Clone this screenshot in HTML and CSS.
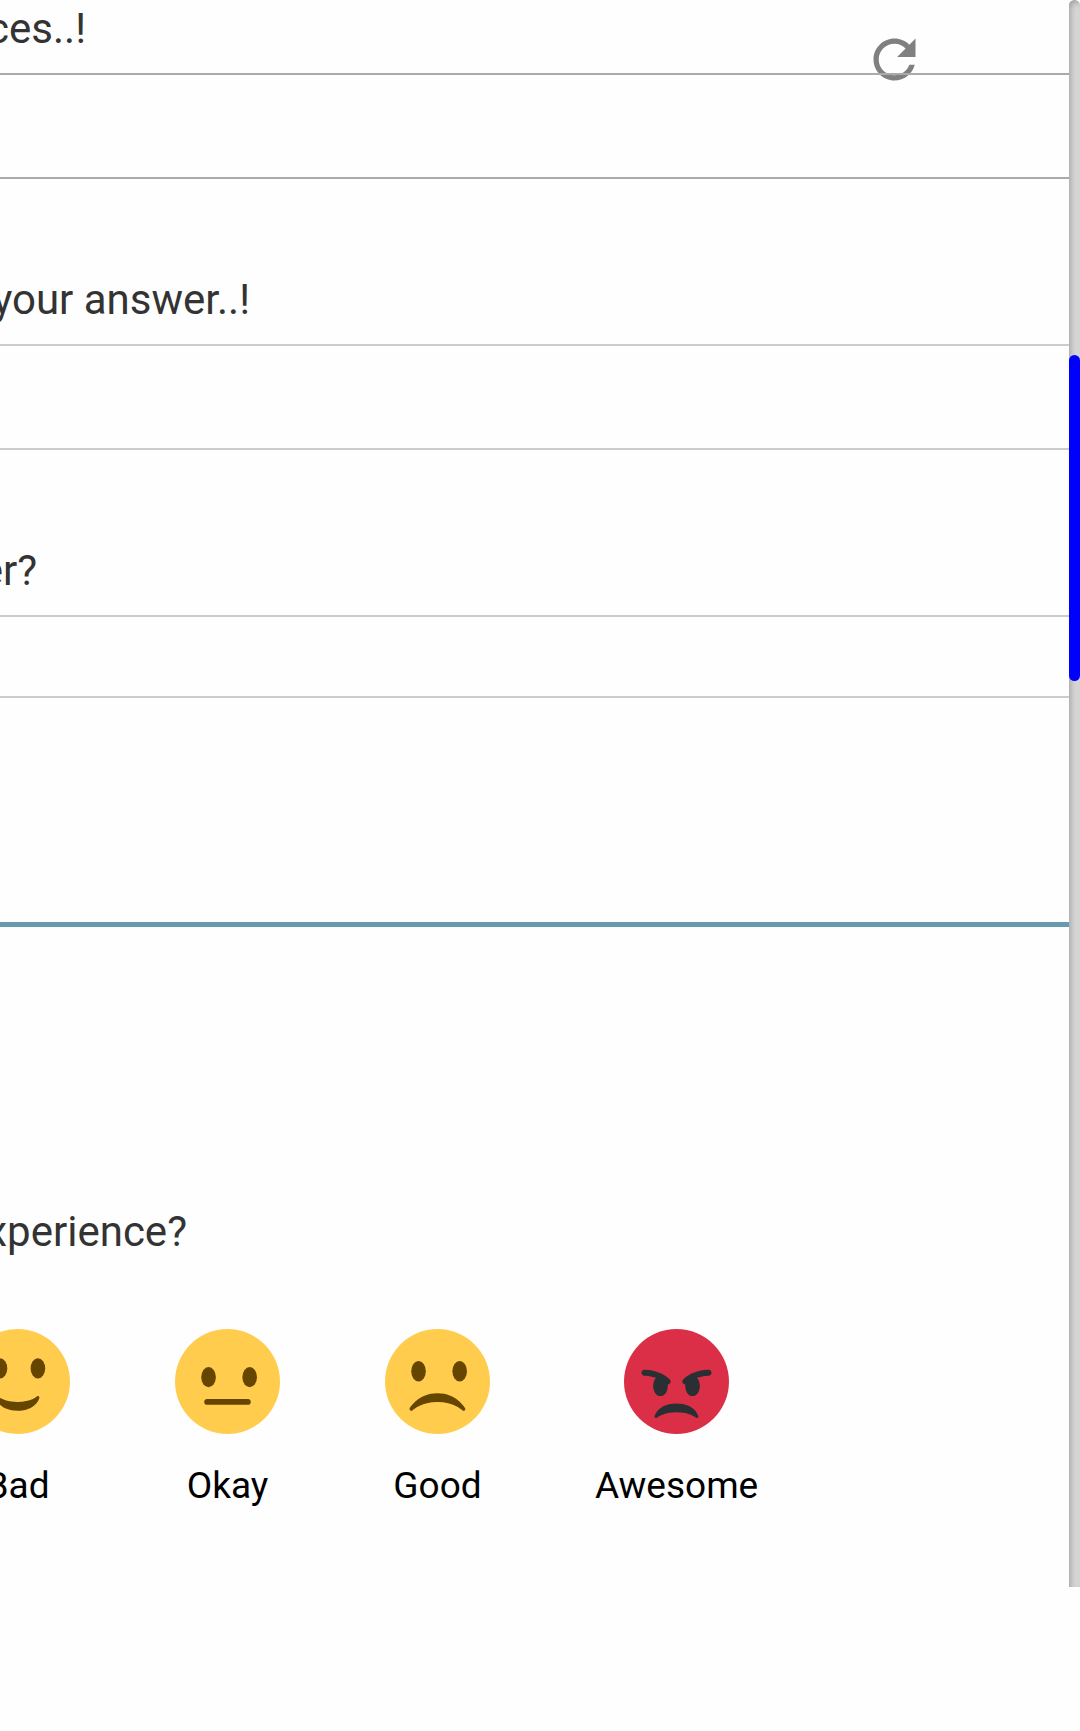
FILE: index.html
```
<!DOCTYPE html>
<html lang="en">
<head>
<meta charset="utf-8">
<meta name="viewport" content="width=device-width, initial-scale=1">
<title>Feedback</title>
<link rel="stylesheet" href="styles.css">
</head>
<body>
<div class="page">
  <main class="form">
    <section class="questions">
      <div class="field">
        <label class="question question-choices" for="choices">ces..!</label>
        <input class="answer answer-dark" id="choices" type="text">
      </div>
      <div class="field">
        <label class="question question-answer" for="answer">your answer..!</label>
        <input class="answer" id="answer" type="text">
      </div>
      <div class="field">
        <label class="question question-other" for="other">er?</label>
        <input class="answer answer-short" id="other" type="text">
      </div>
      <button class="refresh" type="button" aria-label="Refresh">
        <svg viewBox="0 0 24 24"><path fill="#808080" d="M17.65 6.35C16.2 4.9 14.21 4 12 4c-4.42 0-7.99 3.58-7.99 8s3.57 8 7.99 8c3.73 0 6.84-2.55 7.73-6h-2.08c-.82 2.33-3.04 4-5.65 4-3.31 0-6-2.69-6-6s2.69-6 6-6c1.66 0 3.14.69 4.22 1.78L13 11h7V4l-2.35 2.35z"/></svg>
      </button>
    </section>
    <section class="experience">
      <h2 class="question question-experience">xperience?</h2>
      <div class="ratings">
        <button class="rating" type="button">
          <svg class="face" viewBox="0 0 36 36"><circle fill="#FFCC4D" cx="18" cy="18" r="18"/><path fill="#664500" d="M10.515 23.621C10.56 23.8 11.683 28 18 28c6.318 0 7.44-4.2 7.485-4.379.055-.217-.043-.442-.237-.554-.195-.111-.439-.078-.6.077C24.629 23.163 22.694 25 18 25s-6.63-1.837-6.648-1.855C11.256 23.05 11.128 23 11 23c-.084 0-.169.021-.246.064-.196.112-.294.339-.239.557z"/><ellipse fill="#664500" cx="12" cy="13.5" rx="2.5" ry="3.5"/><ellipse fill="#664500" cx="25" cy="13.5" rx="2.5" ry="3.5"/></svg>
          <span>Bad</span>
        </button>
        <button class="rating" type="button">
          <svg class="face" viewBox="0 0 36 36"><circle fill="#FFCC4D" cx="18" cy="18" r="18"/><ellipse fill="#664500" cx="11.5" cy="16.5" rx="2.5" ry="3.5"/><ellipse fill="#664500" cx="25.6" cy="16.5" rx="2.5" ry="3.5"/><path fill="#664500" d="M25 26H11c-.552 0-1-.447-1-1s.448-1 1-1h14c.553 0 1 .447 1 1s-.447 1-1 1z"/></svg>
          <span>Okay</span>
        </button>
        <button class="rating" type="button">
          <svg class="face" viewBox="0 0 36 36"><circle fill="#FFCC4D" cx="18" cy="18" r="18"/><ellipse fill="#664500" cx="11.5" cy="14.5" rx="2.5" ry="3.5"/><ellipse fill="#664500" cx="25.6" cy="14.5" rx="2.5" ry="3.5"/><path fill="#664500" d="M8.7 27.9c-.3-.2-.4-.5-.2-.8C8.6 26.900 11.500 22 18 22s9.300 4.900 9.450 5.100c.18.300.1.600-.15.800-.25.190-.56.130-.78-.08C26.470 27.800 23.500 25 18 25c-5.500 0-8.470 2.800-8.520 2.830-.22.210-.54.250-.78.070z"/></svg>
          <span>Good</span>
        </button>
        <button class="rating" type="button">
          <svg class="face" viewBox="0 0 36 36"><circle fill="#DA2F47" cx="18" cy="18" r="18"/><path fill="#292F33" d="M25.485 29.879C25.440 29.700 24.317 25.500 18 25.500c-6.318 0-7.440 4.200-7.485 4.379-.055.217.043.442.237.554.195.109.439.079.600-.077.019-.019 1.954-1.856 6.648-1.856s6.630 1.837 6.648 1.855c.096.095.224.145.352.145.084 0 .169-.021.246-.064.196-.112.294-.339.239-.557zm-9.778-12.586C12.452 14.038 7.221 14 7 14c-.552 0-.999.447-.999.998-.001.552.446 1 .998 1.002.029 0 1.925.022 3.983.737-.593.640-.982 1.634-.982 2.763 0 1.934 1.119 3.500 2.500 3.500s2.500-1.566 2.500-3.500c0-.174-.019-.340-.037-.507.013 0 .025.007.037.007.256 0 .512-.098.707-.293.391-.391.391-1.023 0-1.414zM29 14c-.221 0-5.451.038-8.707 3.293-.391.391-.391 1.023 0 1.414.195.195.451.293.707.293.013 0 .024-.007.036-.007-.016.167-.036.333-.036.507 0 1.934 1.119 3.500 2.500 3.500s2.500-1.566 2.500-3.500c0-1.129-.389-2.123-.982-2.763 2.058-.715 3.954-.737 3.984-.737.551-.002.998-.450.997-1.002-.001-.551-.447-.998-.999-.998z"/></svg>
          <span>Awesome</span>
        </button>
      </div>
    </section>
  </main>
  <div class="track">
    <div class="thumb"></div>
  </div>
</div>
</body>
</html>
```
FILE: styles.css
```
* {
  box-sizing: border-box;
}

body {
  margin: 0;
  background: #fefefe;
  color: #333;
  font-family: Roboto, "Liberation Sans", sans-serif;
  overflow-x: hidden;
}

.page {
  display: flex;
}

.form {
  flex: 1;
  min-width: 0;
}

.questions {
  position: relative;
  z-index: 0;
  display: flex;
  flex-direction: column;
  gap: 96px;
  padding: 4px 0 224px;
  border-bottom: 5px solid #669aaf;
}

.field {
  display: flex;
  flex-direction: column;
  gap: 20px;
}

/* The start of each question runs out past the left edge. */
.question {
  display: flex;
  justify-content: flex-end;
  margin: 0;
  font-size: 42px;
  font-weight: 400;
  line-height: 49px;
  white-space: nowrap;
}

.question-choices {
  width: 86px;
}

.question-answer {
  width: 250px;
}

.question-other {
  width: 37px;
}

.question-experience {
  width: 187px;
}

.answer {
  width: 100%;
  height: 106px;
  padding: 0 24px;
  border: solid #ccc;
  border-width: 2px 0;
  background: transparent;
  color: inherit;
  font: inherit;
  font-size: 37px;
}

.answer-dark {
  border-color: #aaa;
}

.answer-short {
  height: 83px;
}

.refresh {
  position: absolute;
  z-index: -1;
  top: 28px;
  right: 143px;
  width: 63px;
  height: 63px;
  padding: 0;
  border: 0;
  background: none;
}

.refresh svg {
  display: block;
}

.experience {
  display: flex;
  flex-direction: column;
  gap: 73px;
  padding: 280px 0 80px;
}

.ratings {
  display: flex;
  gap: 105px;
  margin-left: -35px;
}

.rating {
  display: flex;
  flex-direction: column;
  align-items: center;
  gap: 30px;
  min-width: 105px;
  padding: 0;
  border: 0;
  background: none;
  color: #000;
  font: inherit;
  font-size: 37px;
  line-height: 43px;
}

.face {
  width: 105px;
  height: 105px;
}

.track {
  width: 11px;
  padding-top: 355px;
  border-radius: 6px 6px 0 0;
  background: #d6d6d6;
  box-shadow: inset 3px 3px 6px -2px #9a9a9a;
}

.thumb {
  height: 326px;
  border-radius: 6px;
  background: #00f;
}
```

^^^^^^^^^^^^^^^^

=== Written request ===
Repeat the material above verbatim, with no pictures in the output.

=== The answer ===
Clone this screenshot in HTML and CSS.
FILE: index.html
```
<!DOCTYPE html>
<html lang="en">
<head>
<meta charset="utf-8">
<meta name="viewport" content="width=device-width, initial-scale=1">
<title>Feedback</title>
<link rel="stylesheet" href="styles.css">
</head>
<body>
<div class="page">
  <main class="form">
    <section class="questions">
      <div class="field">
        <label class="question question-choices" for="choices">ces..!</label>
        <input class="answer answer-dark" id="choices" type="text">
      </div>
      <div class="field">
        <label class="question question-answer" for="answer">your answer..!</label>
        <input class="answer" id="answer" type="text">
      </div>
      <div class="field">
        <label class="question question-other" for="other">er?</label>
        <input class="answer answer-short" id="other" type="text">
      </div>
      <button class="refresh" type="button" aria-label="Refresh">
        <svg viewBox="0 0 24 24"><path fill="#808080" d="M17.65 6.35C16.2 4.9 14.21 4 12 4c-4.42 0-7.99 3.58-7.99 8s3.57 8 7.99 8c3.73 0 6.84-2.55 7.73-6h-2.08c-.82 2.33-3.04 4-5.65 4-3.31 0-6-2.69-6-6s2.69-6 6-6c1.66 0 3.14.69 4.22 1.78L13 11h7V4l-2.35 2.35z"/></svg>
      </button>
    </section>
    <section class="experience">
      <h2 class="question question-experience">xperience?</h2>
      <div class="ratings">
        <button class="rating" type="button">
          <svg class="face" viewBox="0 0 36 36"><circle fill="#FFCC4D" cx="18" cy="18" r="18"/><path fill="#664500" d="M10.515 23.621C10.56 23.8 11.683 28 18 28c6.318 0 7.44-4.2 7.485-4.379.055-.217-.043-.442-.237-.554-.195-.111-.439-.078-.6.077C24.629 23.163 22.694 25 18 25s-6.63-1.837-6.648-1.855C11.256 23.05 11.128 23 11 23c-.084 0-.169.021-.246.064-.196.112-.294.339-.239.557z"/><ellipse fill="#664500" cx="12" cy="13.5" rx="2.5" ry="3.5"/><ellipse fill="#664500" cx="25" cy="13.5" rx="2.5" ry="3.5"/></svg>
          <span>Bad</span>
        </button>
        <button class="rating" type="button">
          <svg class="face" viewBox="0 0 36 36"><circle fill="#FFCC4D" cx="18" cy="18" r="18"/><ellipse fill="#664500" cx="11.5" cy="16.5" rx="2.5" ry="3.5"/><ellipse fill="#664500" cx="25.6" cy="16.5" rx="2.5" ry="3.5"/><path fill="#664500" d="M25 26H11c-.552 0-1-.447-1-1s.448-1 1-1h14c.553 0 1 .447 1 1s-.447 1-1 1z"/></svg>
          <span>Okay</span>
        </button>
        <button class="rating" type="button">
          <svg class="face" viewBox="0 0 36 36"><circle fill="#FFCC4D" cx="18" cy="18" r="18"/><ellipse fill="#664500" cx="11.5" cy="14.5" rx="2.5" ry="3.5"/><ellipse fill="#664500" cx="25.6" cy="14.5" rx="2.5" ry="3.5"/><path fill="#664500" d="M8.7 27.9c-.3-.2-.4-.5-.2-.8C8.6 26.900 11.500 22 18 22s9.300 4.900 9.450 5.100c.18.300.1.600-.15.800-.25.190-.56.130-.78-.08C26.470 27.800 23.500 25 18 25c-5.500 0-8.470 2.800-8.520 2.830-.22.210-.54.250-.78.070z"/></svg>
          <span>Good</span>
        </button>
        <button class="rating" type="button">
          <svg class="face" viewBox="0 0 36 36"><circle fill="#DA2F47" cx="18" cy="18" r="18"/><path fill="#292F33" d="M25.485 29.879C25.440 29.700 24.317 25.500 18 25.500c-6.318 0-7.440 4.200-7.485 4.379-.055.217.043.442.237.554.195.109.439.079.600-.077.019-.019 1.954-1.856 6.648-1.856s6.630 1.837 6.648 1.855c.096.095.224.145.352.145.084 0 .169-.021.246-.064.196-.112.294-.339.239-.557zm-9.778-12.586C12.452 14.038 7.221 14 7 14c-.552 0-.999.447-.999.998-.001.552.446 1 .998 1.002.029 0 1.925.022 3.983.737-.593.640-.982 1.634-.982 2.763 0 1.934 1.119 3.500 2.500 3.500s2.500-1.566 2.500-3.500c0-.174-.019-.340-.037-.507.013 0 .025.007.037.007.256 0 .512-.098.707-.293.391-.391.391-1.023 0-1.414zM29 14c-.221 0-5.451.038-8.707 3.293-.391.391-.391 1.023 0 1.414.195.195.451.293.707.293.013 0 .024-.007.036-.007-.016.167-.036.333-.036.507 0 1.934 1.119 3.500 2.500 3.500s2.500-1.566 2.500-3.500c0-1.129-.389-2.123-.982-2.763 2.058-.715 3.954-.737 3.984-.737.551-.002.998-.450.997-1.002-.001-.551-.447-.998-.999-.998z"/></svg>
          <span>Awesome</span>
        </button>
      </div>
    </section>
  </main>
  <div class="track">
    <div class="thumb"></div>
  </div>
</div>
</body>
</html>
```
FILE: styles.css
```
* {
  box-sizing: border-box;
}

body {
  margin: 0;
  background: #fefefe;
  color: #333;
  font-family: Roboto, "Liberation Sans", sans-serif;
  overflow-x: hidden;
}

.page {
  display: flex;
}

.form {
  flex: 1;
  min-width: 0;
}

.questions {
  position: relative;
  z-index: 0;
  display: flex;
  flex-direction: column;
  gap: 96px;
  padding: 4px 0 224px;
  border-bottom: 5px solid #669aaf;
}

.field {
  display: flex;
  flex-direction: column;
  gap: 20px;
}

/* The start of each question runs out past the left edge. */
.question {
  display: flex;
  justify-content: flex-end;
  margin: 0;
  font-size: 42px;
  font-weight: 400;
  line-height: 49px;
  white-space: nowrap;
}

.question-choices {
  width: 86px;
}

.question-answer {
  width: 250px;
}

.question-other {
  width: 37px;
}

.question-experience {
  width: 187px;
}

.answer {
  width: 100%;
  height: 106px;
  padding: 0 24px;
  border: solid #ccc;
  border-width: 2px 0;
  background: transparent;
  color: inherit;
  font: inherit;
  font-size: 37px;
}

.answer-dark {
  border-color: #aaa;
}

.answer-short {
  height: 83px;
}

.refresh {
  position: absolute;
  z-index: -1;
  top: 28px;
  right: 143px;
  width: 63px;
  height: 63px;
  padding: 0;
  border: 0;
  background: none;
}

.refresh svg {
  display: block;
}

.experience {
  display: flex;
  flex-direction: column;
  gap: 73px;
  padding: 280px 0 80px;
}

.ratings {
  display: flex;
  gap: 105px;
  margin-left: -35px;
}

.rating {
  display: flex;
  flex-direction: column;
  align-items: center;
  gap: 30px;
  min-width: 105px;
  padding: 0;
  border: 0;
  background: none;
  color: #000;
  font: inherit;
  font-size: 37px;
  line-height: 43px;
}

.face {
  width: 105px;
  height: 105px;
}

.track {
  width: 11px;
  padding-top: 355px;
  border-radius: 6px 6px 0 0;
  background: #d6d6d6;
  box-shadow: inset 3px 3px 6px -2px #9a9a9a;
}

.thumb {
  height: 326px;
  border-radius: 6px;
  background: #00f;
}
```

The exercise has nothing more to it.